ISBN 978-1-62414-490-5
US$35.00

The surge of books published in recent months tied to the 50th anniversary of Apollo 11 has typically included similar casts of characters. There’s Armstrong, Aldrin, and Collins, of course; John F. Kennedy and other political figures; NASA leadership like James Webb and Wernher von Braun; and some of the other astronauts and engineers involved with the program.

There were, though, hundreds of thousands of people involved in Apollo in one way or another, given the massive scale of the effort to send humans to the Moon and back. While most of those people worked behind the scenes, their stories are often no less interesting, given the individual challenges they faced as part of the overall program. Eight Years to the Moon by space journalist Nancy Atkinson helps reveal some of those individual tales, adding new dimensions to a familiar story.

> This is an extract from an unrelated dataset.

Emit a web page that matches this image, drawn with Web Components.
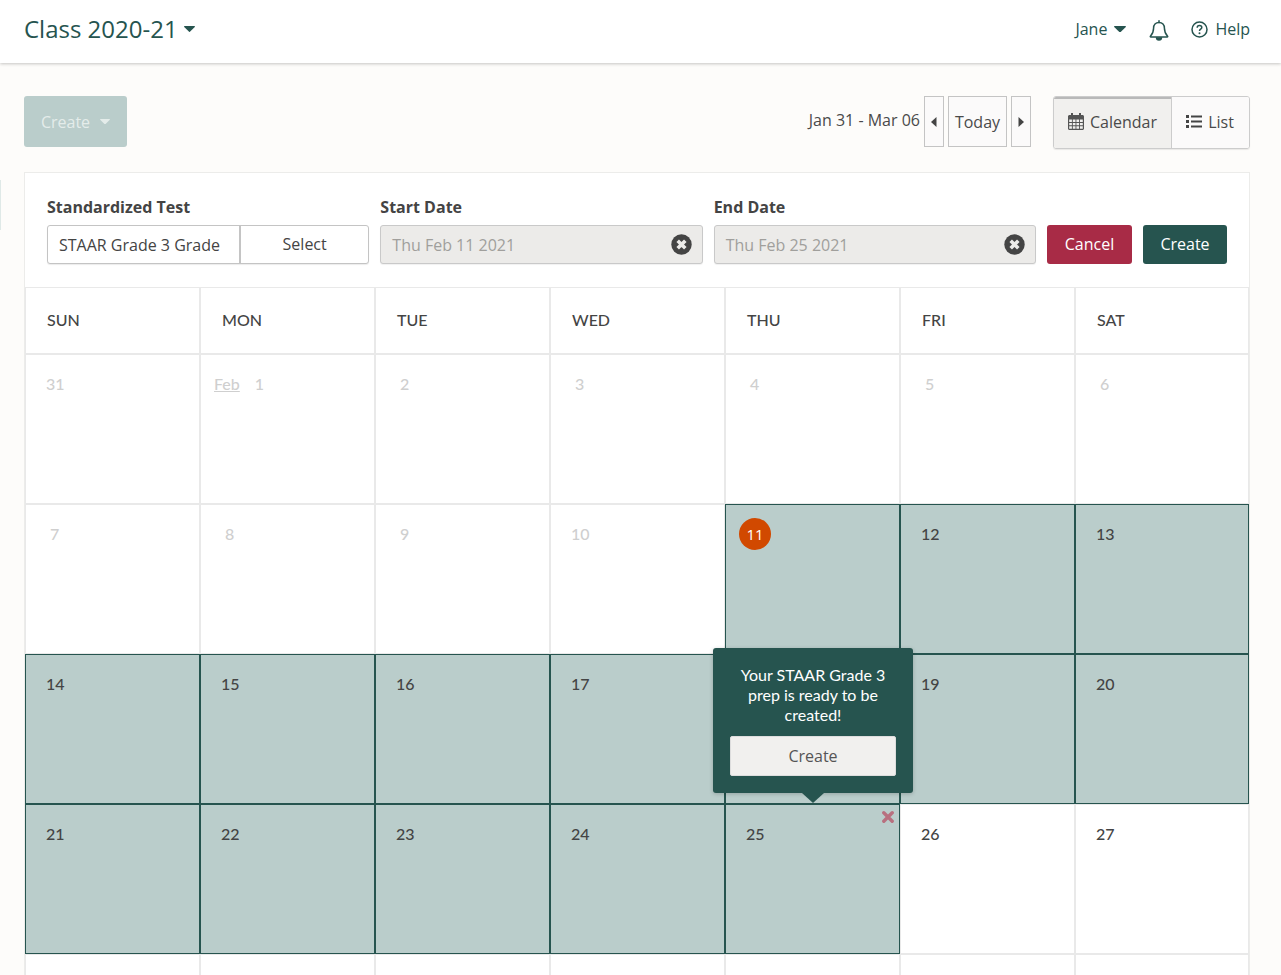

When Chaffee return to his office, his boss asked him if he learned anything at the meeting. “I learned that John Young is not going to crap his pants,” he responded.

Atkinson’s eight years referenced in the title spans 1962 through 1969, at pace of one chapter per year. While there are some major figures of Apollo in those chapters, the bulk of the narrative is focused primarily on the rank-and-file engineers, particularly in Houston, working on various aspects of Apollo. Their individual contributions, while modest, were nonetheless essential to the development of the launch vehicles and spacecraft that would take astronauts to the Moon by the end of the decade.

Those efforts are described in various anecdotes, many humorous. Norman Chaffee, a chemical engineer, talked his way into a job in Houston in “Energy Systems,” even though he wasn’t sure exactly what that job entailed. (It turned out to involve propulsion and power systems on spacecraft.) Not long after he started, Chaffee was told to attend a meeting that would cover, among other issues, the reaction control system for Gemini. One of those other issues were the pressure suits for Gemini, where astronaut John Young criticized a proposal to eliminate a zipper in the suit’s crotch that was part of a waste management system and instead have astronauts wear diapers.

When Chaffee return to his office, his boss asked him if he learned anything at the meeting. “I learned that John Young is not going to crap his pants,” he responded.

There are serious tales to go along with the funny ones, too, and somber ones, too, particularly surrounding the Apollo 1 accident. Overall, they give a sense of the work it took for Apollo to be a success: people working long hours on various systems, from propulsion to communications to even the facility needed to receive the lunar samples the Apollo astronauts would return (and, on the initial mission, quarantine the astronauts.)

There’s not much in Eight Years to the Moon that changes the overall narrative of the Apollo program (Atkinson does note a little-known issue during reentry of Apollo 11, and apparently also Apollos 8 and 10, where the service module passed close to the command module during reentry after the two separated.) What it does, though, is remind readers that Apollo was more than just a few astronauts, politicians, and engineers usually discussed in the history of the program. An army of people worked out of the spotlight on elements that were small but essential to the success of the program, each with their own tales of trials and triumphs.